Study design and patient population
This retrospective study included 202 confirmed COVID-19 patients (≥18 years of age) admitted to the Fifth Affiliated Hospital of Sun Yat-sen University and Shiyan Taihe Hospital between January 17 and April 30, 2020. A confirmed case of COVID-19 was defined as; positive SARS-CoV-2 virus nucleic acids on the nasal and pharyngeal swab specimens by real-time reverse-transcriptase polymerase chain reaction (RT-PCR) assay.
COVID-19 was diagnosed and classified clinically according to the new coronavirus pneumonia diagnosis and treatment plan (trial version 7) [5] drafted by the National Health Committee of the People's Republic of China. Clinical classification of COVID-19 was; (1) mild, with mild symptoms and no obvious signs of pneumonia on imaging, (2) moderate, with fever, respiratory-tract symptoms and obvious signs on imaging indicating pneumonia, (3) severe, with one of the following; (a) respiratory rate ≥30 beats per min (bpm), (b) mean oxygen saturation in the resting state ≤ 93%, (c) ratio of arterial oxygen partial pressure (PaO2) to the fraction of inspiration (FiO2) ≤300 mmHg (1 mmHg = 0.133 kPa), or (d) pulmonary imaging showing an increase in manifestations of >50% within 24~48 h, (4) critical, with one of the following, (a) respiratory failure requiring mechanical ventilation, (b) shock, or (c) intensive-care unit (ICU) admission due to multiple-organ failure. The non-severe group comprised mild and moderate cases, whereas the severe group comprised the severe and critical cases. The inclusion criteria were: 1) Admission within 7 days from the onset of symptoms, 2) completed laboratory or medical examinations and questionnaires, 3) presence of the first lung CT examination. All the participants were followed until the end of the disease course; cure or death. This retrospective observational study was approved by the Research Ethics Committee of The Fifth Affiliated Hospital of Sun Yat-sen University (Approval Series No. K153-1). The need for informed consent was waived due to the retrospective study design.
Clinical data
Clinical data, including basic demographics, symptoms, vital signs, clinical classification, and complications, were extracted from electronic medical records. Laboratory evaluations included total blood cell count, coagulation function, liver and kidney function, electrolyte levels, lactate dehydrogenase (LDH), creatine kinase (CK), creatine kinase isoenzyme MB (CK-MB), alpha-hydroxybutyrate dehydrogenase (α-HBDH), C-reactive protein (CRP), blood gas analysis and D-dimer if the patient was breathing room air. Categorical variables were presented as frequency and percentages, whereas continuous variables as mean (±SD, standard deviation) and median (interquartile range (IQR) values.
CT scanning protocol
Each patient was placed in the supine position on the CT machine (uCT760 or Umi780, United Imaging, Shanghai, China; Precison32, Campo imaging, Shenyang, China) and scanned during the inspiratory phase. Images were reconstructed with a slice thickness of 1 mm and an interval of 1mm.

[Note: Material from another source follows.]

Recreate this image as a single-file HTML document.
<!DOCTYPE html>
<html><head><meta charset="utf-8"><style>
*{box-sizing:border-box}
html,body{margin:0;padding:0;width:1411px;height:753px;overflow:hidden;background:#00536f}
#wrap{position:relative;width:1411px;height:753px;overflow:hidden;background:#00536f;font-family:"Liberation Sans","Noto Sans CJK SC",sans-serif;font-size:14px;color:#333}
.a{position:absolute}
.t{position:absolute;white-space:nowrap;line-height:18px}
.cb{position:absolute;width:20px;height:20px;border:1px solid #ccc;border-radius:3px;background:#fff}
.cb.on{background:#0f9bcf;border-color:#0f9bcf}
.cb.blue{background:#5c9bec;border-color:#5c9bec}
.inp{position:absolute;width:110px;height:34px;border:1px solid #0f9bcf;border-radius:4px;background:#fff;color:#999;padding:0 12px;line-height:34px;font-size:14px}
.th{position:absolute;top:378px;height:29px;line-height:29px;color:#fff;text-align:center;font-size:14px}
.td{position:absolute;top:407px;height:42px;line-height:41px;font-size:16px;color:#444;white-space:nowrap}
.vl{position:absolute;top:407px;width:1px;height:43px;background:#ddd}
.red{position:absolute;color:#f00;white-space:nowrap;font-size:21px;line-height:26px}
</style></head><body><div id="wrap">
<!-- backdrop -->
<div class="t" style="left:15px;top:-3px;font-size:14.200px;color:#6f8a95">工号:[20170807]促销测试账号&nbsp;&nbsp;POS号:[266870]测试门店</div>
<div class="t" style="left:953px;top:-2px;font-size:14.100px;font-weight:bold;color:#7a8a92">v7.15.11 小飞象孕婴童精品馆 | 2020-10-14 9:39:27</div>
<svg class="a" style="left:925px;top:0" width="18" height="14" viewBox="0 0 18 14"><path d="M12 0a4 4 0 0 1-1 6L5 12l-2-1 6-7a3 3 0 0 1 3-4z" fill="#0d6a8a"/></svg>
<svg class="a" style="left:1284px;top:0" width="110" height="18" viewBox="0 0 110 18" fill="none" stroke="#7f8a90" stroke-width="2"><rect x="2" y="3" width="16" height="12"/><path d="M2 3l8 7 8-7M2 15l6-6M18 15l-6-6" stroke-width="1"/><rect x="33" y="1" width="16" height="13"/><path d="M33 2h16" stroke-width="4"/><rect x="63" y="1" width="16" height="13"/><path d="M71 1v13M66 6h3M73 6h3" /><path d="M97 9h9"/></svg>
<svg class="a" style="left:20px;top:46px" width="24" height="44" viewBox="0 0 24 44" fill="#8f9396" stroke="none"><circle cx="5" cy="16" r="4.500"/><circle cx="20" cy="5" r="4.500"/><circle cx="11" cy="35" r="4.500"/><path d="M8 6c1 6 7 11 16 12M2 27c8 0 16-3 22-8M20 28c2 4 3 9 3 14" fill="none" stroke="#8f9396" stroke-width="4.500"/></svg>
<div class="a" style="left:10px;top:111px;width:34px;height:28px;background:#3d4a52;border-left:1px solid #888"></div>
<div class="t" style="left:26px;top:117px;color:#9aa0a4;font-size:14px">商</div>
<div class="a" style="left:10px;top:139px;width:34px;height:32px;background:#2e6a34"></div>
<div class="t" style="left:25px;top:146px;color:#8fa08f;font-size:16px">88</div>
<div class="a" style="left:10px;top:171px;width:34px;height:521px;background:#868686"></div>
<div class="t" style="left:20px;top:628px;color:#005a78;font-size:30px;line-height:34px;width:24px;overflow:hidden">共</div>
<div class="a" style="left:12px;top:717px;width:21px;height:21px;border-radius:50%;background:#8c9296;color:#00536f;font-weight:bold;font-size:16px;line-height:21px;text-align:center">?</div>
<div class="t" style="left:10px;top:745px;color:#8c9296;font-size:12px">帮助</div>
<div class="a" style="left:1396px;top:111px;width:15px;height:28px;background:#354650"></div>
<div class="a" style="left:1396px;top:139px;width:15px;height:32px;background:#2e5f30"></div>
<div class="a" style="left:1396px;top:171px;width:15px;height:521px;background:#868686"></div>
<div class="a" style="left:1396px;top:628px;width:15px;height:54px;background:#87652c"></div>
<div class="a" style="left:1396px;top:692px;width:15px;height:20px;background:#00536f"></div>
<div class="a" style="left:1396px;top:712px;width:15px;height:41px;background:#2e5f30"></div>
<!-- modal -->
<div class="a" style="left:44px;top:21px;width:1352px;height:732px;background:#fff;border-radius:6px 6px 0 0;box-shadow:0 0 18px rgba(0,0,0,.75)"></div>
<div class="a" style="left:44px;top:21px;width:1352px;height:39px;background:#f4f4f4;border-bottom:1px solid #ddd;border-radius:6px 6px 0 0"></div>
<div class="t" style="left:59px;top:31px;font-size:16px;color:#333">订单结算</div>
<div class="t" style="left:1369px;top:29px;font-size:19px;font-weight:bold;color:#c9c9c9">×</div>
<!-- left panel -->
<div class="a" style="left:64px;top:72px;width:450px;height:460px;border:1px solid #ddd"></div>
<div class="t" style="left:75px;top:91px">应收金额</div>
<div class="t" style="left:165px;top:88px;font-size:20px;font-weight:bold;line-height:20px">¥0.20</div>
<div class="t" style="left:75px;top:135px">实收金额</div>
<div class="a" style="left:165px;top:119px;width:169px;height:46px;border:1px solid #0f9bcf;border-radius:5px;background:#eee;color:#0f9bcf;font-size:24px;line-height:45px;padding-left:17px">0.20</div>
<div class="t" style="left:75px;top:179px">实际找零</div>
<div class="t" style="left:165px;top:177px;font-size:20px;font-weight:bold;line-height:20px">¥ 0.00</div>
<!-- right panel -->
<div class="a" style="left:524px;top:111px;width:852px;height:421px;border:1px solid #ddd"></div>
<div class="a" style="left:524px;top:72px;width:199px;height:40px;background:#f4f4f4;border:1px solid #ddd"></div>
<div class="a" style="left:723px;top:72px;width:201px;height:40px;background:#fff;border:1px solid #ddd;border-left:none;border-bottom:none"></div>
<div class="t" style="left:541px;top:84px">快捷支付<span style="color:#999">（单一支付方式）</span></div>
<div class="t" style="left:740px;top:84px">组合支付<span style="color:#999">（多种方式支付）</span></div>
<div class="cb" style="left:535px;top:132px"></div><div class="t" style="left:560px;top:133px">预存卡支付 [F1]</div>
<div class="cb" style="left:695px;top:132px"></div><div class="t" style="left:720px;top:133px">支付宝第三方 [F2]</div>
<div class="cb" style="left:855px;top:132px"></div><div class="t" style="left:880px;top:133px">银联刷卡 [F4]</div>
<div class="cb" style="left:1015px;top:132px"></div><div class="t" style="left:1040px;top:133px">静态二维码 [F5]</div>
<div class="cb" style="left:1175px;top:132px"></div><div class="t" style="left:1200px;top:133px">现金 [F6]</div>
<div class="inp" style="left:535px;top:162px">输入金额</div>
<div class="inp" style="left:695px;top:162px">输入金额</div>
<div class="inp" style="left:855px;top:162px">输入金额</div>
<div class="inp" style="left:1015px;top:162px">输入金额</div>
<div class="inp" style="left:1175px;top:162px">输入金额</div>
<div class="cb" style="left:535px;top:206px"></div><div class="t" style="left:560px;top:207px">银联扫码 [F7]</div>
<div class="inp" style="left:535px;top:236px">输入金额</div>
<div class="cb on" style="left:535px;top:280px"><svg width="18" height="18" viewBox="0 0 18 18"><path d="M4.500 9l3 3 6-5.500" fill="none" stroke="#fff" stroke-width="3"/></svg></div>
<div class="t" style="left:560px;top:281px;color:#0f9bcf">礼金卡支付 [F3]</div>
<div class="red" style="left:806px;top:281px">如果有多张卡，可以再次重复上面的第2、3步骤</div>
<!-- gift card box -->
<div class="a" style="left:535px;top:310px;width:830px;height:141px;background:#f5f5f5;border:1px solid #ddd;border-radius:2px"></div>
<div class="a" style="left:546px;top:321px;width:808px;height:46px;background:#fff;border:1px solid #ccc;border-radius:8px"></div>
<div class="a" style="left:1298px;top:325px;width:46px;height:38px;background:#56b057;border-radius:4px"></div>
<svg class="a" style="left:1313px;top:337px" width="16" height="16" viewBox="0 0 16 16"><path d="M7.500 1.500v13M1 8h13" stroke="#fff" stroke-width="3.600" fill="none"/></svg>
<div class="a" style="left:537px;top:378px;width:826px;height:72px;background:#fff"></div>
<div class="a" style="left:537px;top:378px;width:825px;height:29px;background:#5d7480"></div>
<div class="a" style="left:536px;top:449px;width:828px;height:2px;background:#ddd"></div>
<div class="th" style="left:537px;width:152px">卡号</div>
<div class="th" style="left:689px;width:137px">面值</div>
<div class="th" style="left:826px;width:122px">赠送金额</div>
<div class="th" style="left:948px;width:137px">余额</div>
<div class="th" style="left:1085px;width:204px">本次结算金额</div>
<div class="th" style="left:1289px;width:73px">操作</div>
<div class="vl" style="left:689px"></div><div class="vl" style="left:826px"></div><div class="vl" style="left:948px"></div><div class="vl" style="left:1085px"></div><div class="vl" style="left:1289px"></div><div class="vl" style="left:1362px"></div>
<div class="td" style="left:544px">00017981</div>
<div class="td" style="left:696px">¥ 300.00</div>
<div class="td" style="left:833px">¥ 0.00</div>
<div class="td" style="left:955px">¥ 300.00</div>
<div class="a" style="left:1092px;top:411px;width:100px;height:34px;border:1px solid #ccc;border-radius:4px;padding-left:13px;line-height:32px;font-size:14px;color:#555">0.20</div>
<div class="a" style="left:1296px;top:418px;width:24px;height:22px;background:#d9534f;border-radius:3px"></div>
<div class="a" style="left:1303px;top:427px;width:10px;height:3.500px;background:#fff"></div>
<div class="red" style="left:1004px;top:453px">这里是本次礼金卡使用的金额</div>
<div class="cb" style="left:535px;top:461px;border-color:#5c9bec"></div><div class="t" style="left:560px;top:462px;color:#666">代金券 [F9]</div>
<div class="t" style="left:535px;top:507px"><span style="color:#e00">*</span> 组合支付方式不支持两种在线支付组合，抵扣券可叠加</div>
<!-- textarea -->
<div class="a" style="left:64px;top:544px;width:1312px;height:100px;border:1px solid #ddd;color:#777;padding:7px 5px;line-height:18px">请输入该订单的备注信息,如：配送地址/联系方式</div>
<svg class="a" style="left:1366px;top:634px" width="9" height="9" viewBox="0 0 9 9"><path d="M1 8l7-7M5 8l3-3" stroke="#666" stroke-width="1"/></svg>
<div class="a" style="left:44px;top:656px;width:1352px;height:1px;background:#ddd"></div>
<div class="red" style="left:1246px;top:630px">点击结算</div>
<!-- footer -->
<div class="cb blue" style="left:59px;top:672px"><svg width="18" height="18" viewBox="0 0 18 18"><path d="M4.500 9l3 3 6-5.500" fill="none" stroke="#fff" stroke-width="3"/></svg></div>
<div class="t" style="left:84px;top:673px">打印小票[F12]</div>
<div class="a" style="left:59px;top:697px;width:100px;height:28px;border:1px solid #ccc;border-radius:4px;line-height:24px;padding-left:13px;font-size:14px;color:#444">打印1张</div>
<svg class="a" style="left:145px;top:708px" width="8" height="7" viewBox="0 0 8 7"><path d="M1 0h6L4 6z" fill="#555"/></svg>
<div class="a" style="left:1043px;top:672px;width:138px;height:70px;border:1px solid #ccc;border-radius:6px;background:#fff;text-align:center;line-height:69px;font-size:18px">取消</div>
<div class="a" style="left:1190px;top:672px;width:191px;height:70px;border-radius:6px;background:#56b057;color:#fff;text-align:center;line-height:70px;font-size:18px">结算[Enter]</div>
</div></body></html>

Lung CT images were screened by three imaging physicians who were blind to the RT-PCR results and clinical information. The CT images were independently read by two radiologists with more than 5 years’ experience in the diagnosis of chest CT scans. In case of dispute, they discussed and reached a consensus that was reviewed by a senior imaging physician with more than 10 years of experience.
Feature Selection and Model Establishment
Patients were randomly assigned to the training dataset (n = 163, with 43 in the severe group) or the validation dataset (n = 39, with 10 in the severe group) at a ratio of 8:2. Univariate analysis was applied to select candidate features with significant differences (p < 0.05) between non-severe and severe groups. Best subset selection via an exhaustive algorithm was then performed to establish the predictive model.
The features were selected using the leaps and rms package in R (version 3.6.2) which were used to fit the logistic regression model and nomogram, respectively. A decision curve analysis was performed by calculating the net benefits for a range of threshold probabilities in the whole cohort to assess the clinical efficiency of the nomogram. The prediction performance of the logistic regression model was evaluated based on sensitivity, specificity, and area under the receiver operator characteristic (ROC) curve (AUC).